AI-driven tools are helping reduce manual effort, strengthen control frameworks and enable faster decision-making. As these use cases scale, we expect measurable gains in productivity, governance and quality of financial insights.
Q. What are the key financial risks in a digital payments business, and how do you protect profitability while staying compliant?
Cybersecurity and fraud remain among the biggest risks in a digital-first ecosystem. These risks are not limited to direct losses. They can affect customer trust, brand credibility and long-term sustainability.
Fraud attempts, data breaches and system vulnerabilities can gradually erode margins if not managed proactively. We address this through strong fraud detection systems, real-time monitoring, strict compliance frameworks and continuous security audits.
Financial discipline also applies to tax and regulatory compliance. Our approach is based on transparency and full alignment with statutory requirements. We use legitimate mechanisms such as carried-forward losses to improve capital efficiency, but always within a strong governance framework.
Q. What has delivered the best return on investment so far, and what is the next phase of growth?
The expansion of the consumer business has delivered the strongest returns. By leveraging our digital and retail distribution along with data-led insights, we have increased transaction frequency, improved customer lifetime value and strengthened savings account engagement.
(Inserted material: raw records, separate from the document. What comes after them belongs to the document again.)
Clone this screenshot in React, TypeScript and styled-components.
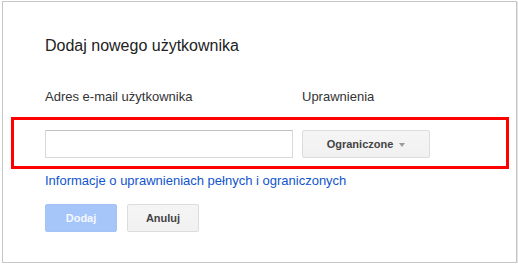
import React, { useState } from 'react';
import styled, { createGlobalStyle } from 'styled-components';

const GlobalStyle = createGlobalStyle`
  html, body {
    margin: 0;
    padding: 0;
    background: #fff;
  }
  body {
    font-family: "Liberation Sans", Arial, sans-serif;
  }
`;

const Dialog = styled.div`
  box-sizing: border-box;
  margin: 1px 0 0 2px;
  width: 515px;
  height: 262px;
  border: 1px solid #c6c6c6;
  box-shadow: 1px 1px 0 #e4e4e4;
  background: #fff;
  padding: 34px 42px 0 42px;
`;

const Title = styled.div`
  font-size: 16px;
  line-height: 20px;
  color: #222;
`;

const Columns = styled.div`
  display: grid;
  grid-template-columns: 248px 128px;
  column-gap: 9px;
`;

const Labels = styled(Columns)`
  margin-top: 33px;
`;

const Label = styled.div`
  font-size: 13px;
  line-height: 16px;
  color: #333;
`;

const Highlight = styled(Columns)`
  margin: 12px -35px 0 -34px;
  padding: 10px 0 8px 31px;
  border: 3px solid #f00;
`;

const EmailInput = styled.input`
  box-sizing: border-box;
  height: 28px;
  width: 100%;
  margin: 0;
  padding: 0 8px;
  border: 1px solid #d9d9d9;
  border-top-color: #c0c0c0;
  border-radius: 1px;
  font-family: inherit;
  font-size: 13px;
  outline: none;
`;

const Button = styled.button<{ $primary?: boolean }>`
  box-sizing: border-box;
  height: 28px;
  min-width: 72px;
  padding: 0 8px;
  border-radius: 2px;
  font-family: inherit;
  font-size: 11px;
  font-weight: bold;
  cursor: default;
  border: 1px solid ${p => (p.$primary ? '#a6c3f6' : '#dcdcdc')};
  background: ${p => (p.$primary ? '#a6c6fa' : 'linear-gradient(#f5f5f5, #f1f1f1)')};
  color: ${p => (p.$primary ? '#f4f8ff' : '#444')};
`;

const Select = styled(Button)`
  display: flex;
  align-items: center;
  justify-content: center;
  gap: 6px;
  width: 128px;
`;

const Arrow = styled.span`
  width: 0;
  height: 0;
  margin-top: 1px;
  border-left: 3.5px solid transparent;
  border-right: 3.5px solid transparent;
  border-top: 4px solid #9a9a9a;
`;

const HelpLink = styled.a`
  display: block;
  margin-top: 4px;
  font-size: 13px;
  line-height: 16px;
  color: #15c;
  text-decoration: none;
`;

const Actions = styled.div`
  display: flex;
  gap: 10px;
  margin-top: 15px;
`;

const App: React.FC = () => {
  const [email, setEmail] = useState('');

  return (
    <>
      <GlobalStyle />
      <Dialog>
        <Title>Dodaj nowego użytkownika</Title>
        <Labels>
          <Label>Adres e-mail użytkownika</Label>
          <Label>Uprawnienia</Label>
        </Labels>
        <Highlight>
          <EmailInput value={email} onChange={e => setEmail(e.target.value)} />
          <Select>
            Ograniczone
            <Arrow />
          </Select>
        </Highlight>
        <HelpLink href="#">Informacje o uprawnieniach pełnych i ograniczonych</HelpLink>
        <Actions>
          <Button $primary disabled={!email}>Dodaj</Button>
          <Button>Anuluj</Button>
        </Actions>
      </Dialog>
    </>
  );
};

export default App;
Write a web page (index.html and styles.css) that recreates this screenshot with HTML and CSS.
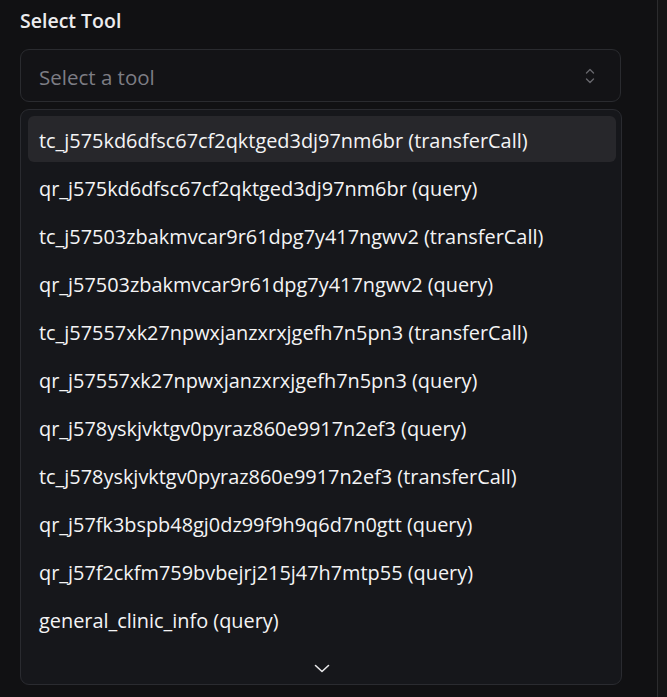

This has translated into higher contribution margins and capital-efficient growth.
In the near term, our goal is to exit the year with around 30 million monthly transacting savings account users while continuing to deepen engagement.
Over the next five years, the focus is on building a high-scale digital banking institution with strong governance, resilient profitability and consistent customer trust. Growth will continue, but it will be guided by discipline, strong unit economics and careful capital allocation.